5. The ceramic heater according to claim 1, wherein

the resistance heater has a shape in which the resistance heater is wired from one of a pair of terminals provided in a central portion of the ceramic substrate so as to be folded back at a plurality of folds and then reach another of the pair of terminals, and wherein

the thermocouple insertion hole is provided by utilizing a heater non-existing region where the folds face each other.

6. The ceramic heater according to claim 1, wherein

the resistance heater has a shape in which the resistance heater extends from one of a pair of terminals provided in a central portion of the ceramic substrate to an outer circumferential portion of the ceramic substrate, is wired in the outer circumferential portion, and then extends from the outer circumferential portion to reach another of the pair of terminals, and wherein

the thermocouple insertion hole is provided by utilizing a heater non-existing region where jumpers of the resistance heater that respectively extend from the pair of terminals to the outer circumferential portion face each other.

7. The ceramic heater according to claim 1, wherein

a gap between the thermocouple insertion hole and the resistance heater and a gap between the thermocouple path and the resistance heater are greater than or equal to 3 mm.

8. The ceramic heater according to claim 1, further comprising:

a thermocouple inserted into the thermocouple path.

9. The ceramic heater according to claim 8, further comprising:

a thermocouple guide that is attached to the thermocouple insertion hole and that guides insertion of the thermocouple into the thermocouple path, wherein

the thermocouple is inserted into the thermocouple path by being guided by the thermocouple guide.

10. A method of producing a ceramic heater, the method comprising the steps of:

(a) providing an upper plate groove from a start position on a center side to an end position on an outer circumferential side in a lower surface of an upper plate having a wafer placement surface on an upper surface side;

(b) providing a thermocouple insertion hole that penetrates in a thickness direction through a lower plate in which a resistance heater is embedded; and

(c) integrating the upper plate and the lower plate with each other such that the upper plate groove and the thermocouple insertion hole are aligned with each other.

11. The method according to claim 10, wherein

a width of the thermocouple insertion hole is provided so as to be smaller than a width of the upper plate groove in the step (b).

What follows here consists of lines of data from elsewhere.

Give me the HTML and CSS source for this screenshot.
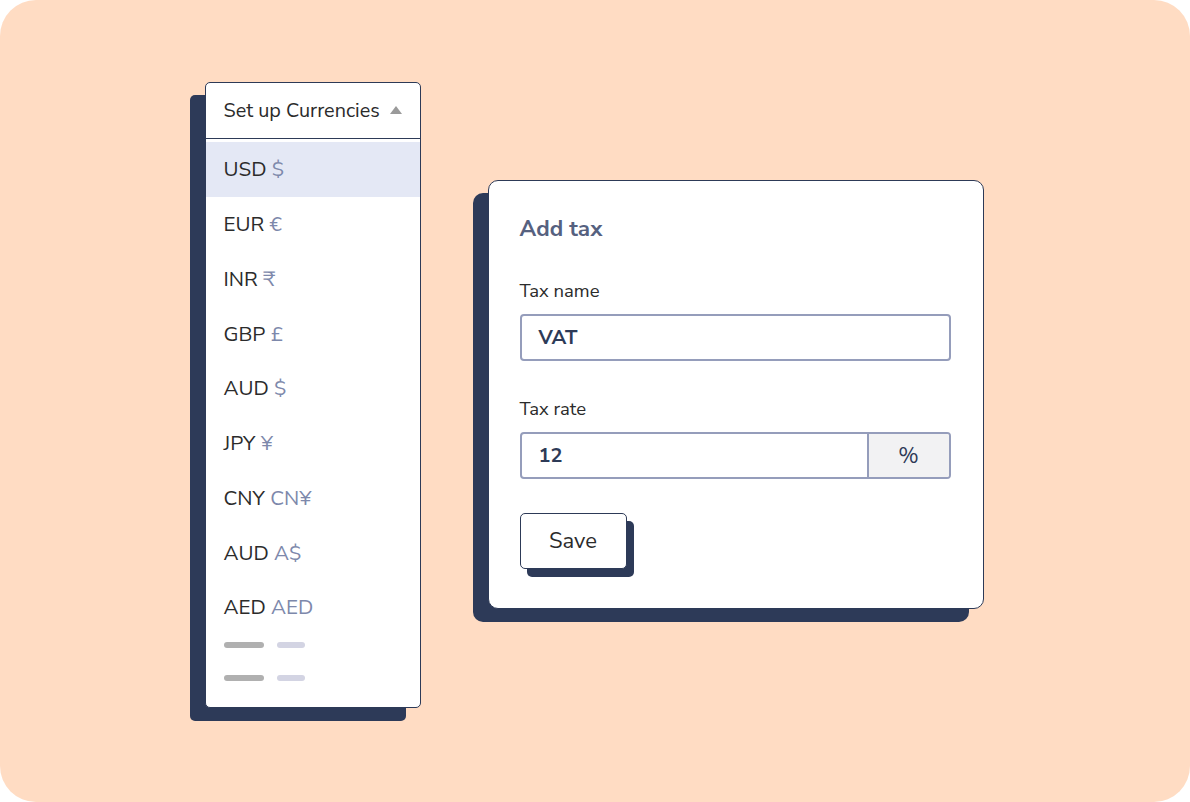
FILE: index.html
```html
<!DOCTYPE html>
<html>
<head>
<meta charset="utf-8">
<link rel="stylesheet" href="styles.css">
</head>
<body>
<div class="canvas">
  <div class="dropdown">
    <div class="dd-head">
      <span>Set up Currencies</span>
      <span class="caret"></span>
    </div>
    <ul class="dd-list">
      <li class="row selected">USD <span class="sym">$</span></li>
      <li class="row">EUR <span class="sym">€</span></li>
      <li class="row">INR <span class="sym">₹</span></li>
      <li class="row">GBP <span class="sym">£</span></li>
      <li class="row">AUD <span class="sym">$</span></li>
      <li class="row">JPY <span class="sym">¥</span></li>
      <li class="row">CNY <span class="sym">CN¥</span></li>
      <li class="row">AUD <span class="sym">A$</span></li>
      <li class="row">AED <span class="sym">AED</span></li>
      <li class="bars first"><span class="bar gray"></span><span class="bar light"></span></li>
      <li class="bars"><span class="bar gray"></span><span class="bar light"></span></li>
    </ul>
  </div>
  <div class="card">
    <h2 class="title">Add tax</h2>
    <label class="label">Tax name</label>
    <div class="input"><span class="value">VAT</span></div>
    <label class="label">Tax rate</label>
    <div class="input split">
      <span class="value">12</span>
      <span class="suffix">%</span>
    </div>
    <button class="save">Save</button>
  </div>
</div>
</body>
</html>
```
FILE: styles.css
```css
* { box-sizing: border-box; }
html, body { margin: 0; padding: 0; background: #ffffff; }
body { width: 1190px; height: 802px; overflow: hidden; font-family: "Nunito Sans", Lato, "Open Sans", sans-serif; }
.canvas {
  width: 1190px; height: 802px;
  background: #ffdcc3;
  border-radius: 36px;
  display: flex;
  align-items: flex-start;
  padding: 82px 0 0 205px;
  gap: 67px;
}
.dropdown {
  width: 216px; height: 626px;
  background: #fff;
  border: 1.5px solid #2d3a57;
  border-radius: 5px;
  box-shadow: -15px 13px 0 #2d3a58;
  overflow: hidden;
}
.dd-head {
  height: 56px;
  border-bottom: 1.5px solid #2d3a57;
  display: flex; align-items: center; justify-content: space-between;
  padding: 0 18px 0 17.5px;
  font-size: 19.8px; color: #2b2b2b;
}
.caret {
  width: 0; height: 0;
  border-left: 6px solid transparent;
  border-right: 6px solid transparent;
  border-bottom: 8px solid #9a9a9a;
  margin-top: -2px;
}
.dd-list { list-style: none; margin: 0; padding: 3px 0 0; }
.row {
  height: 54.75px;
  display: flex; align-items: center;
  padding-left: 17.5px;
  font-size: 20.6px; color: #2b2b2b;
  white-space: pre;
}
.row.selected { background: #e4e8f5; }
.sym { color: #7d88ab; }
.bars { height: 6px; margin-top: 27px; display: flex; gap: 13px; padding-left: 17.5px; }
.bars.first { margin-top: 7px; }
.bar { display: block; height: 6px; border-radius: 3px; }
.bar.gray { width: 40px; background: #b0b0b0; }
.bar.light { width: 28px; background: #d3d4e3; }
.card {
  margin-top: 98px;
  width: 496px; height: 429px;
  background: #fff;
  border: 1.5px solid #2d3a57;
  border-radius: 10px;
  box-shadow: -15px 13px 0 #2d3a58;
  padding: 34px 32px 0 30.5px;
  display: flex; flex-direction: column; align-items: flex-start;
}
.title { margin: 0; font-size: 22.5px; line-height: 28px; font-weight: 700; color: #56617f; }
.label { display: block; margin-top: 36px; font-size: 18.5px; line-height: 24px; color: #2b2b2b; }
.input {
  margin-top: 11px;
  width: 431px; height: 47px;
  border: 2px solid #959dbb;
  border-radius: 4px;
  display: flex; align-items: center;
  overflow: hidden;
}
.value { padding-left: 17px; font-size: 20px; font-weight: 700; color: #2d3a57; flex: 1; }
.split { align-items: stretch; }
.split .value { display: flex; align-items: center; }
.suffix {
  width: 82px;
  background: #f2f2f3;
  border-left: 2px solid #959dbb;
  display: flex; align-items: center; justify-content: center;
  font-size: 22px; color: #2d3a57;
}
.save {
  margin-top: 34px;
  width: 107px; height: 56px;
  background: #fff;
  border: 1.5px solid #2d3a57;
  border-radius: 5px;
  box-shadow: 7px 8px 0 #2d3a58;
  font-family: inherit;
  font-size: 22px; color: #2b2b2b;
  padding: 0;
}
```
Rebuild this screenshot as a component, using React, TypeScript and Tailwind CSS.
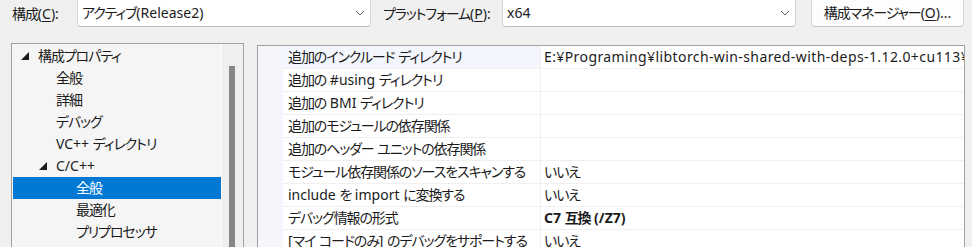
import React from "react";

const CJK = /([\u3000-\u30ff\u4e00-\u9fff\uff00-\uff9f]+)/;

function J({ text }: { text: string }) {
  const parts = text.split(CJK);
  return (
    <span className="whitespace-pre">
      {parts.map((p, i) =>
        p === "" ? null : CJK.test(p) ? (
          <span key={i} className="tracking-[-1.1px]">
            {p}
          </span>
        ) : (
          <span key={i}>{p}</span>
        )
      )}
    </span>
  );
}

const Chevron = () => (
  <svg width="10" height="6" viewBox="0 0 10 6" className="shrink-0">
    <path d="M1 1 L5 5 L9 1" fill="none" stroke="#606060" strokeWidth="1" />
  </svg>
);

const Tri = () => (
  <svg width="8" height="8" viewBox="0 0 8 8" className="shrink-0">
    <polygon points="8,0 8,8 0,8" fill="#1b1b1b" />
  </svg>
);

type TreeItem = { label: string; level: number; expanded?: boolean; selected?: boolean };

const tree: TreeItem[] = [
  { label: "構成プロパティ", level: 0, expanded: true },
  { label: "全般", level: 1 },
  { label: "詳細", level: 1 },
  { label: "デバッグ", level: 1 },
  { label: "VC++ ディレクトリ", level: 1 },
  { label: "C/C++", level: 1, expanded: true },
  { label: "全般", level: 2, selected: true },
  { label: "最適化", level: 2 },
  { label: "プリプロセッサ", level: 2 },
];

const rows: { name: string; value?: string; bold?: boolean; wide?: boolean }[] = [
  {
    name: "追加のインクルード ディレクトリ",
    value: "E:¥Programing¥libtorch-win-shared-with-deps-1.12.0+cu113¥libtorch¥include",
    wide: true,
  },
  { name: "追加の #using ディレクトリ" },
  { name: "追加の BMI ディレクトリ" },
  { name: "追加のモジュールの依存関係" },
  { name: "追加のヘッダー ユニットの依存関係" },
  { name: "モジュール依存関係のソースをスキャンする", value: "いいえ" },
  { name: "include を import に変換する", value: "いいえ" },
  { name: "デバッグ情報の形式", value: "C7 互換 (/Z7)", bold: true },
  { name: "[マイ コードのみ] のデバッグをサポートする", value: "いいえ" },
];

export default function App() {
  return (
    <div
      className="w-[972px] h-[247px] overflow-hidden bg-[#f0f0f0] text-[#1b1b1b] text-[14px] leading-none"
      style={{ fontFamily: '"Noto Sans", "Noto Sans CJK JP", sans-serif', fontFeatureSettings: '"palt" 1' }}
    >
      {/* top bar */}
      <div className="flex items-stretch h-[27px]">
        <div className="w-[77px] shrink-0 pl-[12px] flex items-center whitespace-nowrap">
          <J text="構成(" />
          <span className="underline underline-offset-2">C</span>):
        </div>
        <div className="w-[294px] shrink-0 bg-white border border-t-0 border-[#d4d4d4] border-b-[#bdbdbd] rounded-b-[4px] flex items-center pl-[4px] pr-[5px]">
          <span className="flex-1 whitespace-nowrap">
            <J text="アクティブ(Release2)" />
          </span>
          <Chevron />
        </div>
        <div className="w-[131px] shrink-0 pl-[12px] flex items-center whitespace-nowrap">
          <J text="プラットフォーム(" />
          <span className="underline underline-offset-2">P</span>):
        </div>
        <div className="w-[294px] shrink-0 bg-white border border-t-0 border-[#d4d4d4] border-b-[#bdbdbd] rounded-b-[4px] flex items-center pl-[4px] pr-[5px]">
          <span className="flex-1 whitespace-nowrap">x64</span>
          <Chevron />
        </div>
        <div className="w-[15px] shrink-0" />
        <div className="w-[153px] shrink-0 bg-[#fdfdfd] border border-t-0 border-[#d4d4d4] border-b-[#c2c2c2] rounded-b-[4px] flex items-center justify-center whitespace-nowrap">
          <J text="構成マネージャー(" />
          <span className="underline underline-offset-2">O</span>)...
        </div>
      </div>

      {/* main */}
      <div className="flex items-start mt-[16px]">
        {/* tree panel */}
        <div className="ml-[11px] shrink-0 w-[233px] h-[220px] border border-b-0 border-[#a0a0a0] bg-[#f5f5f5] flex overflow-hidden">
          <div className="w-[209px] shrink-0 pt-[1px] pl-[1px]">
            {tree.map((t, i) => (
              <div
                key={i}
                className={`h-[22px] flex items-center whitespace-nowrap ${t.selected ? "bg-[#0078d4] text-white" : ""}`}
              >
                <div
                  className={`w-[8px] shrink-0 ${
                    t.level === 0 ? "ml-[8px]" : t.level === 1 ? "ml-[26px]" : "ml-[46px]"
                  }`}
                >
                  {t.expanded ? <Tri /> : null}
                </div>
                <span className="ml-[9px]">
                  <J text={t.label} />
                </span>
              </div>
            ))}
          </div>
          <div className="w-[1px] shrink-0 bg-white" />
          <div className="w-[21px] shrink-0 bg-[#efefef] pt-[22px] pl-[7px]">
            <div className="w-[6px] h-[200px] bg-[#858585]" />
          </div>
        </div>

        {/* property grid */}
        <div className="ml-[13px] mt-[2px] shrink-0 w-[708px] h-[220px] border border-b-0 border-[#a0a0a0] bg-white flex overflow-hidden">
          <div className="w-[25px] shrink-0 bg-[#f4f6fb]" />
          <div className="flex-1 min-w-0">
            {rows.map((r, i) => (
              <div key={i} className="h-[23px] flex border-b border-[#f0f0f0]">
                <div
                  className={`w-[258px] shrink-0 pl-[5px] flex items-center whitespace-nowrap overflow-hidden border-r border-[#f0f0f0] ${
                    i === 0 ? "bg-[#f3f6fd]" : ""
                  }`}
                >
                  <J text={r.name} />
                </div>
                <div
                  className={`flex-1 min-w-0 pl-[3px] flex items-center whitespace-nowrap overflow-hidden ${
                    r.bold ? "font-bold" : ""
                  } ${r.wide ? "tracking-[0.4px]" : ""}`}
                >
                  <J text={r.value ?? ""} />
                </div>
              </div>
            ))}
          </div>
        </div>
      </div>
    </div>
  );
}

12. A method of producing a ceramic heater, the method comprising the steps of:

(a) providing a lower plate groove from a start position on a center side to an end position in an outer circumferential portion in an upper surface of a lower plate in which a resistance heater is embedded;

(b) providing a thermocouple insertion hole that penetrates through the lower plate in a thickness direction so as to communicate with the lower plate groove; and

(c) integrating with each other the upper surface of the lower plate and a lower surface of an upper plate having a wafer placement surface at an upper surface.